_Task directions_
Only the number is wanted: how many lines in the data contain "this"?

_Data for processing_

+ + + +

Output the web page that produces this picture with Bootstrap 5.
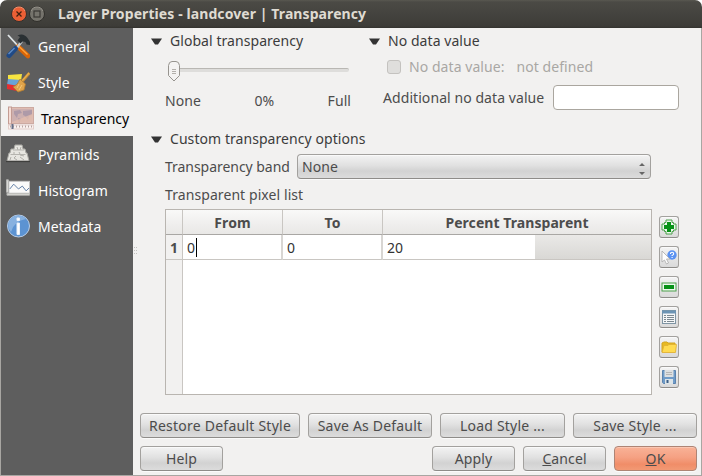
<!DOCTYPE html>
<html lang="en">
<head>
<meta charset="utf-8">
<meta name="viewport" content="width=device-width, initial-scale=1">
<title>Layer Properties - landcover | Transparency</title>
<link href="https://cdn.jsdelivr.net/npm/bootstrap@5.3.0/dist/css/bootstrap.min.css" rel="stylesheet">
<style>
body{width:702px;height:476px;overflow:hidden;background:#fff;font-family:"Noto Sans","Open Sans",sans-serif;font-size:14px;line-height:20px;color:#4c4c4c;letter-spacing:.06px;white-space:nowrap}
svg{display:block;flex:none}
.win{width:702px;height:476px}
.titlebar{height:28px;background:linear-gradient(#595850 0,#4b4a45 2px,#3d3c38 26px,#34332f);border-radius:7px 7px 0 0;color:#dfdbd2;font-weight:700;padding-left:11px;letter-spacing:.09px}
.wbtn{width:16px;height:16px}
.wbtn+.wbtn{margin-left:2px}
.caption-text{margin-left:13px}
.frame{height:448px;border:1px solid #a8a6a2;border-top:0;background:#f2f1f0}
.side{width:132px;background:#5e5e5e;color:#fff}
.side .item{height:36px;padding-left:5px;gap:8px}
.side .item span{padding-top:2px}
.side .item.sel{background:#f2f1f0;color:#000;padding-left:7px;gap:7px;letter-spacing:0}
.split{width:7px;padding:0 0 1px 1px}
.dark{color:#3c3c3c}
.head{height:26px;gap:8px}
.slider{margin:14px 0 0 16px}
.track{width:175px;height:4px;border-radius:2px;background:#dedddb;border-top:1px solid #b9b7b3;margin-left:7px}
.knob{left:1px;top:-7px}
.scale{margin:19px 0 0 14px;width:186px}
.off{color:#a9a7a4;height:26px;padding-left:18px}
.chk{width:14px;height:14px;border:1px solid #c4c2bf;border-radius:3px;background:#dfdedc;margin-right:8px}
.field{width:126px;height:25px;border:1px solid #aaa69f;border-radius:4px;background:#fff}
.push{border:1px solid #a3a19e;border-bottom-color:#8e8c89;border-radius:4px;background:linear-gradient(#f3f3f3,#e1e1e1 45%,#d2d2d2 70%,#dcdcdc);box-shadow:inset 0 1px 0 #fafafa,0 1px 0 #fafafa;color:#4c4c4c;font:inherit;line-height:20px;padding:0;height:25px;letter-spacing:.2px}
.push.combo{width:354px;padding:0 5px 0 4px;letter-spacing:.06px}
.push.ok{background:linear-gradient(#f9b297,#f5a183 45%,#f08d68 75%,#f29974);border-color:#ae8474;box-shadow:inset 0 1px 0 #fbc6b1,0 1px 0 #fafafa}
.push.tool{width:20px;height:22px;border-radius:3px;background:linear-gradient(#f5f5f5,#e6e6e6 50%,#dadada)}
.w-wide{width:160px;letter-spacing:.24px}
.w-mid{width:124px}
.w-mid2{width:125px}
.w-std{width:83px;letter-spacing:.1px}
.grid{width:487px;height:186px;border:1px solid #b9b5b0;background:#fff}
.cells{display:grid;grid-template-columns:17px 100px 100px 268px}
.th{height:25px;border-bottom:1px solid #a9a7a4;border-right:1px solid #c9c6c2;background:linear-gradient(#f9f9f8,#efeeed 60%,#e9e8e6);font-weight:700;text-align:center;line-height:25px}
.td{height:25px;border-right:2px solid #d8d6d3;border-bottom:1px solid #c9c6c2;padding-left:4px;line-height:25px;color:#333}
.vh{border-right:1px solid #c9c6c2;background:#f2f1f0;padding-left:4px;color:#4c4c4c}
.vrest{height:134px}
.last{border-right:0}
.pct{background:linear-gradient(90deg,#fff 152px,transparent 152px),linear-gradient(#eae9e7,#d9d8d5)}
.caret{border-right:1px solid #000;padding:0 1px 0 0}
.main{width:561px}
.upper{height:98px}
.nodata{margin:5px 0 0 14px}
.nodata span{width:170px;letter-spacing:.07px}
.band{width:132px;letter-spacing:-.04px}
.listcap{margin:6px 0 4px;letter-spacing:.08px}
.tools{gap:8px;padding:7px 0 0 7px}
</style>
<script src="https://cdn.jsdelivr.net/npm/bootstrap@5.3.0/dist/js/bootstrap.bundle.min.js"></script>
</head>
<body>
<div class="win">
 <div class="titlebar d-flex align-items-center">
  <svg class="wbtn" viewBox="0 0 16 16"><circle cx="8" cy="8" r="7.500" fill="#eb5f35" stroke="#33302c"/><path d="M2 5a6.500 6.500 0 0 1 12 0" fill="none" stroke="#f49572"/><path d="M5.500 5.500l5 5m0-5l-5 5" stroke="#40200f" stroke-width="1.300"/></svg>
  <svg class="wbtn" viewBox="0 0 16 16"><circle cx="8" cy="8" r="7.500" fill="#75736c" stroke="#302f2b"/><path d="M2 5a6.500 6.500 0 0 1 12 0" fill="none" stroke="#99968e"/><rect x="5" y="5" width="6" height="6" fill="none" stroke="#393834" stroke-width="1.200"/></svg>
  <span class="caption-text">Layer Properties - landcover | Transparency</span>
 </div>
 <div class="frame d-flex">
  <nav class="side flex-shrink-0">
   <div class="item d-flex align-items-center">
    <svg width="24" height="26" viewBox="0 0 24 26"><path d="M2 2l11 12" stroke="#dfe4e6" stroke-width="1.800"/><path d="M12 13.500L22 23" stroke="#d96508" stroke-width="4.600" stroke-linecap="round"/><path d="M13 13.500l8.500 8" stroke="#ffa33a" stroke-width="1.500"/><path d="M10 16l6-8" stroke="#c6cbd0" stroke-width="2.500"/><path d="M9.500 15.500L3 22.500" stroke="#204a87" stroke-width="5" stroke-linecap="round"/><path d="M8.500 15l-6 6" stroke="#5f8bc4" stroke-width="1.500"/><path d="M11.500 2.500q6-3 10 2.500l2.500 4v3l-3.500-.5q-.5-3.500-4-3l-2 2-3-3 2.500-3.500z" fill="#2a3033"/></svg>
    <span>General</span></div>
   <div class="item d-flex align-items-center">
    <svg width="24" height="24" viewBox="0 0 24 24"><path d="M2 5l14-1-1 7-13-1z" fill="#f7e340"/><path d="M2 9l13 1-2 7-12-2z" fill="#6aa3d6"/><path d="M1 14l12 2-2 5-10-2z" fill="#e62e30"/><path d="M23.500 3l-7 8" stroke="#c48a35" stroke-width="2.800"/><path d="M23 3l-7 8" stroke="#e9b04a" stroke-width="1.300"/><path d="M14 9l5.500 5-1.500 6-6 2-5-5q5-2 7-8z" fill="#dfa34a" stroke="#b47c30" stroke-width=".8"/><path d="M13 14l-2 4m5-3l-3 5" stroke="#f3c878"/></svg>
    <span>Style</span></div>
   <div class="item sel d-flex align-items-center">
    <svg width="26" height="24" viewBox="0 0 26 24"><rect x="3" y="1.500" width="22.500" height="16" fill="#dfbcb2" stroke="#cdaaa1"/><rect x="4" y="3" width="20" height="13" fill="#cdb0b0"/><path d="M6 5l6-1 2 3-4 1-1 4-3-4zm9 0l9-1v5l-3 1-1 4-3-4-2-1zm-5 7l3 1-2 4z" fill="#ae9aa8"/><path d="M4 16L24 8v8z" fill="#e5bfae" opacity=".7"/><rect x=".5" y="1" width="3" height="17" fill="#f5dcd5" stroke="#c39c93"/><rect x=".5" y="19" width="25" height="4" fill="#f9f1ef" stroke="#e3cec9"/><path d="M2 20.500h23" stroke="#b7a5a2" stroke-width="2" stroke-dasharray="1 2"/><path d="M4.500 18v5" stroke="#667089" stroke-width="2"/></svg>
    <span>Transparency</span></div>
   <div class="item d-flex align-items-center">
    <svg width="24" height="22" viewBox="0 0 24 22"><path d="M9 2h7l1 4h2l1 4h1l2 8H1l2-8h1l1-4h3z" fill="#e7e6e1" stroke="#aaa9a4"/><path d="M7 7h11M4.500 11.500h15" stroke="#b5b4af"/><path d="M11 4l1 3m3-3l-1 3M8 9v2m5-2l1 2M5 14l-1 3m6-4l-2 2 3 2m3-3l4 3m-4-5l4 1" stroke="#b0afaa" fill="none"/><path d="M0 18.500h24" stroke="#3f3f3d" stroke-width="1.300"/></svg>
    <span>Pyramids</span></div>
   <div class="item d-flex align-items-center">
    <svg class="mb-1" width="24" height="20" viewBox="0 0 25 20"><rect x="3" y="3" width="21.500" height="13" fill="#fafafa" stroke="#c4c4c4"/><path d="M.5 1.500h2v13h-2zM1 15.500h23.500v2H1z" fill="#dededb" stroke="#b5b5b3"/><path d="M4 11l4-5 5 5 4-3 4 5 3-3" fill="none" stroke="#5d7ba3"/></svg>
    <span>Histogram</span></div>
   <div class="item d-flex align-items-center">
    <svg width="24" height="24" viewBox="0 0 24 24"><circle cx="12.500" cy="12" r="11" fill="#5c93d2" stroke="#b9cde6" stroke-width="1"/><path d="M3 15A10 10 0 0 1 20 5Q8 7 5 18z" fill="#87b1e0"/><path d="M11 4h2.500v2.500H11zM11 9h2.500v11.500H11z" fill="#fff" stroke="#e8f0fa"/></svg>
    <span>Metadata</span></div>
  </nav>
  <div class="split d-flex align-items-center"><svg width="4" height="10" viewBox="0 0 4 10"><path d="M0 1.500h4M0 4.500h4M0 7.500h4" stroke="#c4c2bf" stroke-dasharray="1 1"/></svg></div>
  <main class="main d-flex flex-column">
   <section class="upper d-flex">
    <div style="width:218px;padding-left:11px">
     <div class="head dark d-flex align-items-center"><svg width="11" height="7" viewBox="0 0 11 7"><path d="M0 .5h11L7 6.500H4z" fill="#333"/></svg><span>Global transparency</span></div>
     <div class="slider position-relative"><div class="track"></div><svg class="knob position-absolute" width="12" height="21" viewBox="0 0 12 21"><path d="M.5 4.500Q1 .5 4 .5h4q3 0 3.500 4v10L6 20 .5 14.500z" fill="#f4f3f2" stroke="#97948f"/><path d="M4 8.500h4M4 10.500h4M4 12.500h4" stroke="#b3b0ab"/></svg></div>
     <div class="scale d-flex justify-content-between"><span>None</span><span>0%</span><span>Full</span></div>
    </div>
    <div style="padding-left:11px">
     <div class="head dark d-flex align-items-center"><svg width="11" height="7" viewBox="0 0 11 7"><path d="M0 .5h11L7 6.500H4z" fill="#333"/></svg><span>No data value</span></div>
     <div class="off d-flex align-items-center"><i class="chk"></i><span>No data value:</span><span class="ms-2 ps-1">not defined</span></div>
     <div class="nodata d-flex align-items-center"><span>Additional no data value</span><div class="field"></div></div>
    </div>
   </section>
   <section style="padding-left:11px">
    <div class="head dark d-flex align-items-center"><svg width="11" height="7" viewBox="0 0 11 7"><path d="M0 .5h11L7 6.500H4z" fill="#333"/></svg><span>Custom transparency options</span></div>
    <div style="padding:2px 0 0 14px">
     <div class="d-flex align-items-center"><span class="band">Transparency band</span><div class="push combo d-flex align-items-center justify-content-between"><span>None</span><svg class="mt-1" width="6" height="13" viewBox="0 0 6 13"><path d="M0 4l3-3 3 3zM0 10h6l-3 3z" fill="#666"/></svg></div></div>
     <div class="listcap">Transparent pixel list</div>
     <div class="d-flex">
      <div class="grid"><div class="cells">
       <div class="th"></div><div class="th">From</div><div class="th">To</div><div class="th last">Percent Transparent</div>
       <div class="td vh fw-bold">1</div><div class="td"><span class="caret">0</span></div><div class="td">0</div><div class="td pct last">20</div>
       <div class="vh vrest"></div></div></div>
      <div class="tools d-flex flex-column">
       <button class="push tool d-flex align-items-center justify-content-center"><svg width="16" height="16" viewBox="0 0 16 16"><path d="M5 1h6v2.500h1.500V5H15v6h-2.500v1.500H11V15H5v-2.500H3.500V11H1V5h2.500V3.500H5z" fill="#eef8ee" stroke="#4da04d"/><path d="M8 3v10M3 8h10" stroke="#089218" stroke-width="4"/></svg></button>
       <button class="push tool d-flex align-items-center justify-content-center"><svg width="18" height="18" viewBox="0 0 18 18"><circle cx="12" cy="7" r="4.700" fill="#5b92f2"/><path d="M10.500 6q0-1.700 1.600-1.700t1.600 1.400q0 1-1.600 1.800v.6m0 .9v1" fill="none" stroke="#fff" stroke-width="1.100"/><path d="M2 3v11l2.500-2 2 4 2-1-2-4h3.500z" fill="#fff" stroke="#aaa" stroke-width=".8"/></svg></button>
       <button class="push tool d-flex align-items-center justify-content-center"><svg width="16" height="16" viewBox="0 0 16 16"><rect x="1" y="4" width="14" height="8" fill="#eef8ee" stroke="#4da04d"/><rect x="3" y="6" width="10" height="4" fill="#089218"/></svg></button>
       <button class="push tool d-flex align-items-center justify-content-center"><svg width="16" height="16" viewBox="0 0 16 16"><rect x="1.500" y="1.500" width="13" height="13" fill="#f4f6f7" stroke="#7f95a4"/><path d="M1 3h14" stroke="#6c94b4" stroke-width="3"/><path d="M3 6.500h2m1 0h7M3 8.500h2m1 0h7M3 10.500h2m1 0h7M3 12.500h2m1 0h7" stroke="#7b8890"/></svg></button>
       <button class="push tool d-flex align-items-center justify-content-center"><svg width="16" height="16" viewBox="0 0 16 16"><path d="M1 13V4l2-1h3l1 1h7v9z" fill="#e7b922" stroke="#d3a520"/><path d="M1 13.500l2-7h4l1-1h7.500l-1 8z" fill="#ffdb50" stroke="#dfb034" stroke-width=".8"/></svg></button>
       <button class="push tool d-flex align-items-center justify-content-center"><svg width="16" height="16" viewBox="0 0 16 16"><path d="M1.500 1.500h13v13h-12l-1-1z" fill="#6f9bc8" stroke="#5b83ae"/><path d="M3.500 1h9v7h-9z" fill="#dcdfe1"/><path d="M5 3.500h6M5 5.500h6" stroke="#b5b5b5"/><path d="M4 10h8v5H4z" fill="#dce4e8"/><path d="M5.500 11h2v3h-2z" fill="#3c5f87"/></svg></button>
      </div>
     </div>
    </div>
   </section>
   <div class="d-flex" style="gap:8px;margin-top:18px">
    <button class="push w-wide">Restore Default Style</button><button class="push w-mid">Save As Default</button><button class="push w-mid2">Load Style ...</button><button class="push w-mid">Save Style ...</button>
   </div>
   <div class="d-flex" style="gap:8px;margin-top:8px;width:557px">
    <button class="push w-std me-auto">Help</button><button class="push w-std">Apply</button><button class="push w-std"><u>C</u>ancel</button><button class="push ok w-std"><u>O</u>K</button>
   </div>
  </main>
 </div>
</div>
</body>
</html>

+ + + +

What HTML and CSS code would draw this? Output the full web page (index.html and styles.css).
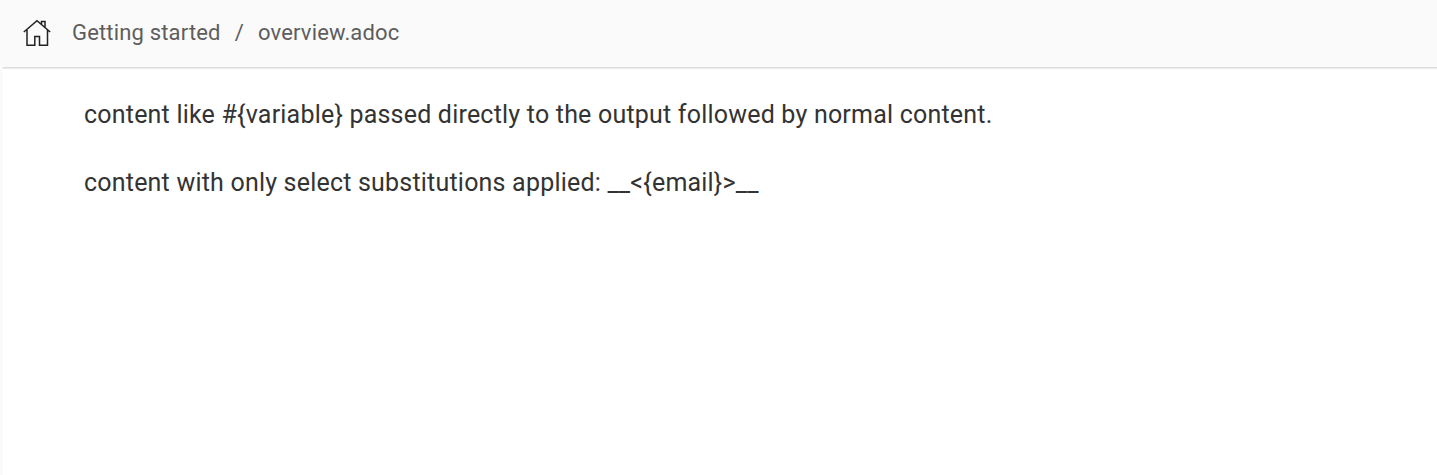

+ + + +

_Response_
2